The second test is Who is Helped by these Crazy Allegations?

- The Likud lobby in Washington, especially Michael Ledeen, Michael Rubin and other warmongers. They want the Tehran regime overthrown in part because it stands in the way of an Israeli annexation of southern Lebanon, with the Litani river as the long-sought prize. Iran is allied with Hizbullah in southern Lebanon, which forced the Israelis back out of Lebanon with a nearly 20-year long guerrilla struggle. They also want to force Hizbullah to pull back its support of the Palestinian uprising. Since Iran has substantially cut back on its support for Hizbullah, however, overthrowing Tehran would have little effect on such local political dynamics. (The Likud’s Ariel Sharon should never have invaded Lebanon in 1982, which is what created Hizbullah, suicide bombings as a tactic, and radicalized Lebanese like 9/11 hijacker Ziad Jarrah).

- Old-time US intelligence and diplomatic officials who have a grudge with Iran over the Hostage Crisis and other Iranian actions against the US in the 1980s

- The US military-industrial complex, which is frustrated at not being able to extract money from the potentially wealthy Iranian market

- Iranian expatriates from families formerly allied with the deposed Shah of Iran, who are enormously wealthy and influential and are eager to play Chalabi in Tehran.
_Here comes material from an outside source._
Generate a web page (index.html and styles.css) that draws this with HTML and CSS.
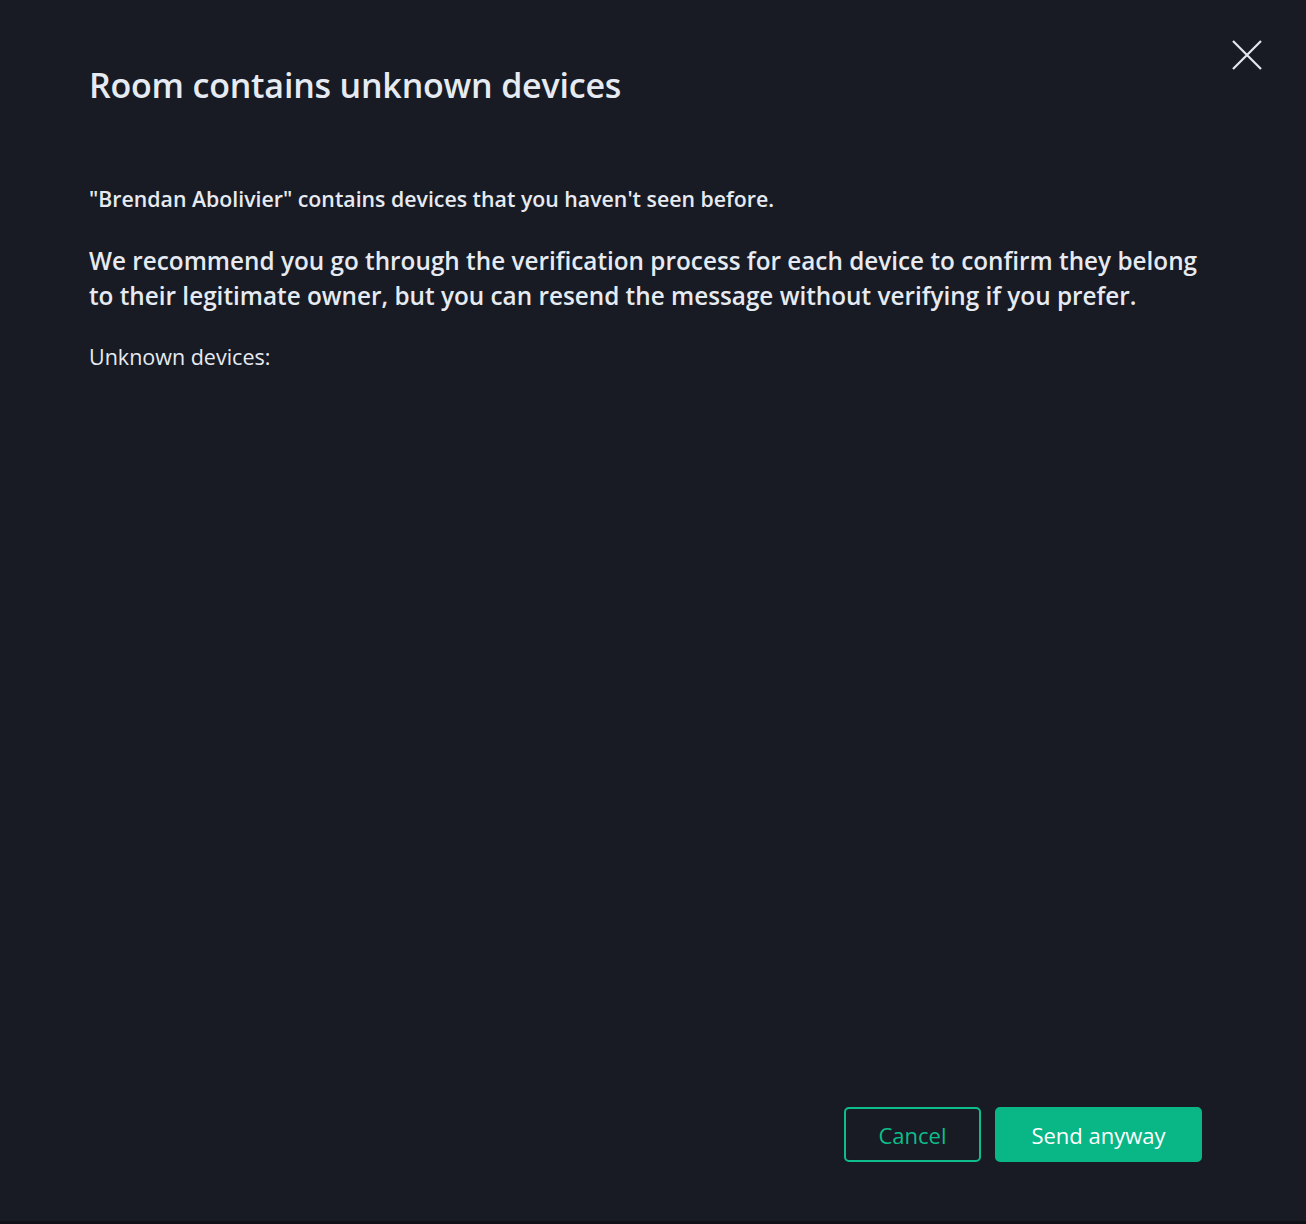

Watch them as key sources of disinformation.

- Al-Qaeda, which is seeking to “sharpen contradictions” by provoking serial fights between the US and Muslim powers. It would especially like to see a US- Shiite struggle, so that its two major enemies would both be weakened and pre-occupied with each other rather than Bin Laden.

These five forces are, obviously, disparate and in other regards at odds with one another. But all would like to see a US war against Iran. We will see a process whereby any lie issuing from any of them is amplified by the others, creating a multiplier effect. In particular, AIPAC and the military-industrial complex have enormous weight with Congress and the White House, and can push for the war domestically even as the other forces feed US intelligence disinformation abroad.

Iran is 3 times more populous than Iraq, however, and its population is highly mobilized and nationalistic. A US invasion force there will be greeted in a way that will make Iraq seem tame. Moreover, the fallout from Shiites in Lebanon, Bahrain and Iraq itself (who will almost universally side with Iran against the US in any war) will put US troops and citizens in enormous danger. And that, my friends, is a scenario we are very probably looking at if Bush gets back in.